The most obvious difference is that MuZero learns an environment, it doesn’t take a hardwired simulator handed down from on high. AlphaZero (probably) cannot have any concept of interruption that is not in the simulator and is forced to plan using only the simulator space of outcomes while assuming every action has the outcome the simulator says it has, while MuZero can learn from its on-policy games as well as logged offline games any of which can contain interruptions either explicitly or implicitly (by filtering them out), and it does planning using the model it learns incorporating the possibility of interruptions. (Hence the analogy to Q-learning vs SARSA.)
Even if the interrupted episodes are not set to −1 or 0 rewards (which obviously just directly incentivize a MuZero agent to avoid interruption as simply another aspect of playing against the adversary), and you drop any episode with interruption completely to try to render the agent as ignorant as possible about interruptions, that very filtering could backfire. For example, the resulting ignorance/model uncertainty could motivate avoidance of interruption as part of risk-sensitive play: “I don’t know why, but node X [which triggers interruption] never shows up in training even though earlier state node X-1 does, so I am highly uncertain about its value according to the ensemble of model rollouts, and so X might be extremely negative compared to my known-good alternatives Y and Z while the probability of it being the best possible outcome has an extremely small base rate; so, I will act to avoid X.” (This can also incentivize exploration & exploitation of human manipulation strategies simply because of the uncertainty around its value! Leading to dangerous divergences in different scenarios like testing vs deployment.)
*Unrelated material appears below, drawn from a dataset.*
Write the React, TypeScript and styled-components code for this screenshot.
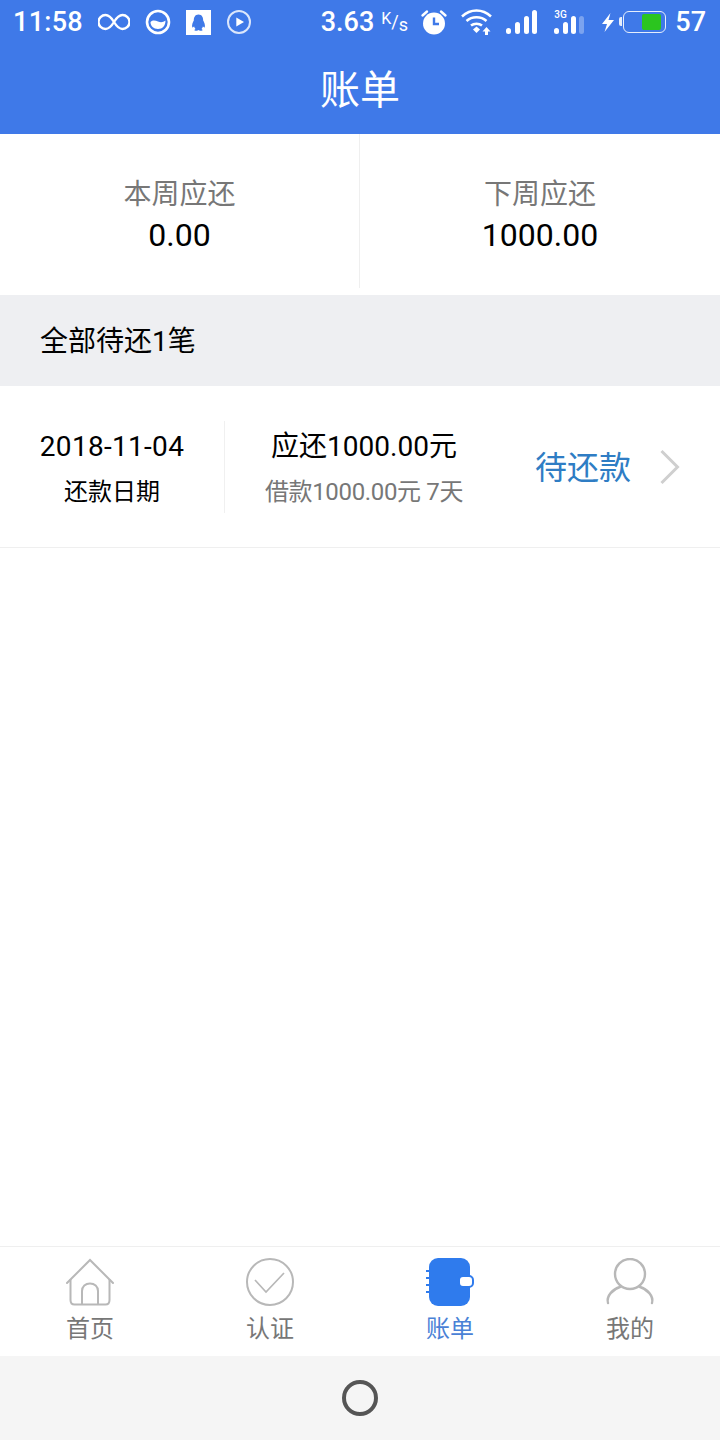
import React from 'react'
import styled, { createGlobalStyle } from 'styled-components'

const GlobalStyle = createGlobalStyle`
  html, body {
    margin: 0;
    padding: 0;
    background: #fff;
  }
  * {
    box-sizing: border-box;
  }
`

const FONT = `Roboto, "Noto Sans CJK SC", sans-serif`

export default function App() {
  return (
    <Page>
      <GlobalStyle />
      <Header>
        <StatusBar>
          <StatusLeft>
            <Clock>11:58</Clock>
            <svg width="32" height="18" viewBox="0 0 32 18" fill="none" stroke="#fff" strokeWidth="2.400">
              <path d="M16 9C13 4 10.500 2 7.500 2A7 7 0 0 0 7.500 16C10.500 16 13 14 16 9C19 4 21.500 2 24.500 2A7 7 0 0 1 24.500 16C21.500 16 19 14 16 9Z" />
            </svg>
            <BrowserIcon width="26" height="26" viewBox="0 0 26 26">
              <circle cx="13" cy="13" r="11" fill="none" stroke="#fff" strokeWidth="2.600" />
              <path d="M5.500 13C8 10.500 10.500 11.500 13 12.500C15.500 13.500 18 13.500 20.500 11.500C20.500 16.500 17.500 20 13 20C8.500 20 5.500 17 5.500 13Z" fill="#fff" />
            </BrowserIcon>
            <QqIcon width="25" height="25" viewBox="0 0 25 25">
              <rect width="25" height="25" fill="#fff" />
              <path d="M12.500 4.500C9 4.500 7.800 7.500 7.800 10.500C6.800 12.500 5.500 15 6.300 17.500C7 17.800 7.800 16.800 8 16.300C8.300 17.500 8.800 18.300 9.500 19C8.300 19.500 7.800 20.500 9.500 20.800C11 21 12 20.300 12.500 20C13 20.300 14 21 15.500 20.800C17.200 20.500 16.700 19.500 15.500 19C16.200 18.300 16.700 17.500 17 16.300C17.200 16.800 18 17.800 18.700 17.500C19.500 15 18.200 12.500 17.200 10.500C17.200 7.500 16 4.500 12.500 4.500Z" fill="#3f79e8" />
            </QqIcon>
            <PlayIcon width="26" height="26" viewBox="0 0 26 26">
              <circle cx="13" cy="13" r="11" fill="none" stroke="#dbe6fb" strokeWidth="2" />
              <path d="M10.300 8.500L18 13L10.300 17.500Z" fill="#fff" />
            </PlayIcon>
          </StatusLeft>
          <StatusRight>
            <Speed>
              3.63
              <SpeedUnit>
                <sup>K</sup>/<sub>s</sub>
              </SpeedUnit>
            </Speed>
            <AlarmIcon width="28" height="26" viewBox="0 0 28 26">
              <circle cx="14" cy="14.500" r="11" fill="#fff" />
              <path d="M14 8.500V15H19" fill="none" stroke="#3f79e8" strokeWidth="2.400" />
              <path d="M2.500 6.500L7 2.500M25.500 6.500L21 2.500" stroke="#fff" strokeWidth="2.400" strokeLinecap="round" />
            </AlarmIcon>
            <WifiIcon width="32" height="26" viewBox="0 0 32 26" fill="none">
              <path d="M1 7.500C9.500 -0.500 21.500 -0.500 30 7.500M5.500 12C11 7 20 7 25.500 12M10 16.500C13 14 18 14 21 16.500" stroke="#fff" strokeWidth="2.500" />
              <path d="M12 20.500L15.500 17.500L19 20.500L15.500 24Z" fill="#fff" />
              <path d="M25.500 18L29.500 22.500H27V26H24V22.500H21.500Z" fill="#fff" />
            </WifiIcon>
            <MainSignal>
              <SignalBar $height={6} />
              <SignalBar $height={12} />
              <SignalBar $height={18} />
              <SignalBar $height={24} />
            </MainSignal>
            <SecondSignal>
              <NetworkLabel>3G</NetworkLabel>
              <Signal>
                <SignalBar $height={6} />
                <SignalBar $height={12} />
                <SignalBar $height={18} />
                <SignalBar $height={18} $dim />
              </Signal>
            </SecondSignal>
            <BoltIcon width="14" height="19" viewBox="0 0 14 19">
              <path d="M9.500 0L1 11H6L3.500 19L13 7H7.500Z" fill="#fff" />
            </BoltIcon>
            <Battery>
              <BatteryFill />
            </Battery>
            <BatteryText>57</BatteryText>
          </StatusRight>
        </StatusBar>
        <Title>账单</Title>
      </Header>

      <Summary>
        <SummaryCell>
          <SummaryLabel>本周应还</SummaryLabel>
          <SummaryValue>0.00</SummaryValue>
        </SummaryCell>
        <SummaryCell $divided>
          <SummaryLabel>下周应还</SummaryLabel>
          <SummaryValue>1000.00</SummaryValue>
        </SummaryCell>
      </Summary>

      <SectionBar>全部待还1笔</SectionBar>

      <BillRow>
        <DateColumn>
          <DateText>2018-11-04</DateText>
          <DateLabel>还款日期</DateLabel>
        </DateColumn>
        <AmountColumn>
          <AmountText>应还1000.00元</AmountText>
          <LoanText>借款1000.00元 7天</LoanText>
        </AmountColumn>
        <StatusText>待还款</StatusText>
        <ChevronIcon width="22" height="36" viewBox="0 0 22 36">
          <path d="M2.500 2L18.500 18L2.500 34" fill="none" stroke="#cfcfcf" strokeWidth="3" />
        </ChevronIcon>
      </BillRow>

      <Spacer />

      <TabBar>
        <Tab>
          <svg width="50" height="48" viewBox="0 0 50 48" fill="none" stroke="#b8b8b8" strokeWidth="2">
            <path d="M2 25L25 2L48 25" strokeLinecap="round" />
            <path d="M5.500 21V42C5.500 44.500 7 46.500 9.500 46.500H40.500C43 46.500 44.500 44.500 44.500 42V21" />
            <path d="M17 46V33C17 28.500 20.500 25.500 25 25.500C29.500 25.500 33 28.500 33 33V46" />
          </svg>
          <TabLabel>首页</TabLabel>
        </Tab>
        <Tab>
          <svg width="50" height="48" viewBox="0 0 50 48" fill="none" stroke="#b8b8b8">
            <circle cx="25" cy="24" r="23" strokeWidth="2" />
            <path d="M10 22L21 34L39 15" strokeWidth="1.700" />
          </svg>
          <TabLabel>认证</TabLabel>
        </Tab>
        <Tab>
          <svg width="50" height="48" viewBox="0 0 50 48">
            <rect x="4" y="0" width="41" height="48" rx="9" fill="#2f7bed" />
            <path d="M1 13H6M1 20H6M1 27H6M1 34H6" stroke="#2f7bed" strokeWidth="2" />
            <rect x="34" y="18" width="14" height="11" rx="4" fill="#fff" stroke="#2f7bed" strokeWidth="2" />
          </svg>
          <TabLabel $active>账单</TabLabel>
        </Tab>
        <Tab>
          <svg width="50" height="48" viewBox="0 0 50 48" fill="none" stroke="#b8b8b8" strokeWidth="2.400">
            <circle cx="25" cy="16" r="15" />
            <path d="M15 29C8 31 1 38 3 45M35 29C42 31 49 38 47 45" strokeLinecap="round" />
          </svg>
          <TabLabel>我的</TabLabel>
        </Tab>
      </TabBar>

      <NavBar>
        <HomeButton />
      </NavBar>
    </Page>
  )
}

const Page = styled.div`
  display: flex;
  flex-direction: column;
  width: 720px;
  height: 1440px;
  overflow: hidden;
  background: #fff;
  font-family: ${FONT};
`

const Header = styled.header`
  display: flex;
  flex-direction: column;
  flex: none;
  height: 134px;
  background: #3f79e8;
  color: #fff;
`

const StatusBar = styled.div`
  display: flex;
  justify-content: space-between;
  align-items: center;
  height: 44px;
  padding: 0 14px 0 13px;
`

const StatusLeft = styled.div`
  display: flex;
  align-items: center;
`

const StatusRight = styled.div`
  display: flex;
  align-items: center;
`

const Clock = styled.span`
  width: 85px;
  font-size: 27px;
  font-weight: 500;
  letter-spacing: 0.3px;
  line-height: 44px;
`

const BrowserIcon = styled.svg`
  margin-left: 15px;
`

const QqIcon = styled.svg`
  margin-left: 15px;
`

const PlayIcon = styled.svg`
  margin-left: 15px;
`

const Speed = styled.span`
  display: flex;
  align-items: center;
  font-size: 27px;
  font-weight: 500;
  line-height: 44px;
`

const SpeedUnit = styled.span`
  width: 27px;
  margin-left: 7px;
  font-size: 18px;
  font-weight: 400;
  line-height: 20px;
  white-space: nowrap;

  sup {
    font-size: 16px;
    vertical-align: 4px;
    line-height: 0;
  }

  sub {
    font-size: 18px;
    vertical-align: -3px;
    line-height: 0;
  }
`

const AlarmIcon = styled.svg`
  margin-left: 12px;
`

const WifiIcon = styled.svg`
  margin-left: 13px;
`

const Signal = styled.div`
  display: flex;
  align-items: flex-end;
  justify-content: space-between;
  width: 30px;
  height: 24px;
`

const MainSignal = styled(Signal)`
  width: 31px;
  margin-left: 13px;
`

const SignalBar = styled.span<{ $height: number; $dim?: boolean }>`
  width: 5px;
  height: ${(p) => p.$height}px;
  border-radius: 2.5px;
  background: ${(p) => (p.$dim ? '#7ba3ef' : '#fff')};
`

const SecondSignal = styled.div`
  position: relative;
  display: flex;
  margin-left: 17px;
`

const NetworkLabel = styled.span`
  position: absolute;
  top: 0;
  left: 0;
  font-size: 10px;
  font-weight: 500;
  line-height: 10px;
`

const BoltIcon = styled.svg`
  margin-left: 17px;
`

const Battery = styled.div`
  position: relative;
  width: 43px;
  height: 22px;
  margin-left: 8px;
  padding: 2px;
  border: 1.500px solid #e6eefc;
  border-radius: 6px;

  &::before {
    content: '';
    position: absolute;
    top: 5px;
    left: -5px;
    width: 3px;
    height: 9px;
    border-radius: 2px 0 0 2px;
    background: #e6eefc;
  }
`

const BatteryFill = styled.div`
  width: 19px;
  height: 100%;
  margin-left: 15.500px;
  border-radius: 2px;
  background: #2bc51f;
`

const BatteryText = styled.span`
  margin-left: 9px;
  font-size: 27px;
  font-weight: 500;
  line-height: 44px;
`

const Title = styled.h1`
  margin: 0;
  font-size: 40px;
  font-weight: 400;
  line-height: 94px;
  text-align: center;
`

const Summary = styled.section`
  display: grid;
  flex: none;
  grid-template-columns: 359px 361px;
  height: 154px;
  margin-bottom: 7px;
`

const SummaryCell = styled.div<{ $divided?: boolean }>`
  display: flex;
  flex-direction: column;
  align-items: center;
  padding-top: 42px;
  border-left: ${(p) => (p.$divided ? '1px solid #efefef' : 'none')};
`

const SummaryLabel = styled.div`
  font-size: 28px;
  line-height: 38px;
  color: #777;
`

const SummaryValue = styled.div`
  font-size: 32px;
  line-height: 42px;
  color: #000;
`

const SectionBar = styled.div`
  flex: none;
  height: 91px;
  padding-left: 40px;
  background: #eeeff2;
  font-size: 28px;
  line-height: 93px;
  color: #000;
`

const BillRow = styled.section`
  display: flex;
  flex: none;
  align-items: center;
  height: 162px;
  border-bottom: 1px solid #efefef;
`

const DateColumn = styled.div`
  display: flex;
  flex-direction: column;
  align-items: center;
  width: 225px;
  height: 92px;
  border-right: 1px solid #f0f0f0;
`

const DateText = styled.div`
  font-size: 28px;
  letter-spacing: 0.3px;
  line-height: 52px;
  color: #000;
`

const DateLabel = styled.div`
  font-size: 24px;
  line-height: 38px;
  color: #000;
`

const AmountColumn = styled.div`
  display: flex;
  flex-direction: column;
  align-items: center;
  width: 278px;
  height: 92px;
`

const AmountText = styled.div`
  font-size: 28px;
  line-height: 52px;
  color: #000;
`

const LoanText = styled.div`
  font-size: 24px;
  letter-spacing: -0.35px;
  line-height: 38px;
  color: #777;
`

const StatusText = styled.div`
  width: 125px;
  padding: 2px 0 0 32px;
  font-size: 32px;
  line-height: 44px;
  white-space: nowrap;
  color: #2f7dc4;
`

const ChevronIcon = styled.svg`
  margin-left: 31px;
`

const Spacer = styled.div`
  flex: 1;
`

const TabBar = styled.nav`
  display: grid;
  flex: none;
  grid-template-columns: repeat(4, 180px);
  height: 110px;
  border-top: 1px solid #efefef;
`

const Tab = styled.div`
  display: flex;
  flex-direction: column;
  align-items: center;
  padding-top: 11px;
`

const TabLabel = styled.span<{ $active?: boolean }>`
  margin-top: 5px;
  font-size: 24px;
  line-height: 36px;
  color: ${(p) => (p.$active ? '#4a82d6' : '#777')};
`

const NavBar = styled.div`
  display: flex;
  flex: none;
  justify-content: center;
  align-items: center;
  height: 84px;
  background: #f5f5f5;
`

const HomeButton = styled.div`
  width: 36px;
  height: 36px;
  border: 4px solid #555;
  border-radius: 50%;
`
In the causal influence diagram approach, I think AlphaZero as formulated would be ‘TI-ignoring’ because it does all learning while ignoring the possibility of interruption and assumes it can execute the optimal action. But other algorithms would not be TI-ignoring—I wonder if MuZero would be TI-ignoring or not? (This corresponds to the Q-learning vs SARSA distinction—if you remember the slippery ice example in Sutton & Barto, the wind/slipping would be like the human overseer interrupting, I guess.)
Why wonder when you can think: What is the substantial difference in MuZero (as described in [1]) that makes the algorithm to consider interruptions?
Maybe I show some great ignorance of MDPs, but naively I don’t see how an interrupted game could come into play as a signal in the specified implementations of MuZero:
Explicit signals I can’t see, because the explicitly specified reward u seems contingent ultimately only on the game state / win condition.
One can hypothesize an implicit signal could be introduced if algorithm learns to “avoid game states that result in game being terminated for out-of-game reason / game not played until the end condition”, but how such learning would happen? Can MuZero interrupt the game during training? Sounds unlikely such move would be implemented in Go or Shogi environment. Are there any combination of moves in Atari game that could cause it?
[1] https://arxiv.org/abs/1911.08265
The most obvious difference is that MuZero learns an environment, it doesn’t take a hardwired simulator handed down from on high. AlphaZero (probably) cannot have any concept of interruption that is not in the simulator and is forced to plan using only the simulator space of outcomes while assuming every action has the outcome the simulator says it has, while MuZero can learn from its on-policy games as well as logged offline games any of which can contain interruptions either explicitly or implicitly (by filtering them out), and it does planning using the model it learns incorporating the possibility of interruptions. (Hence the analogy to Q-learning vs SARSA.)
Even if the interrupted episodes are not set to −1 or 0 rewards (which obviously just directly incentivize a MuZero agent to avoid interruption as simply another aspect of playing against the adversary), and you drop any episode with interruption completely to try to render the agent as ignorant as possible about interruptions, that very filtering could backfire. For example, the resulting ignorance/model uncertainty could motivate avoidance of interruption as part of risk-sensitive play: “I don’t know why, but node X [which triggers interruption] never shows up in training even though earlier state node X-1 does, so I am highly uncertain about its value according to the ensemble of model rollouts, and so X might be extremely negative compared to my known-good alternatives Y and Z while the probability of it being the best possible outcome has an extremely small base rate; so, I will act to avoid X.” (This can also incentivize exploration & exploitation of human manipulation strategies simply because of the uncertainty around its value! Leading to dangerous divergences in different scenarios like testing vs deployment.)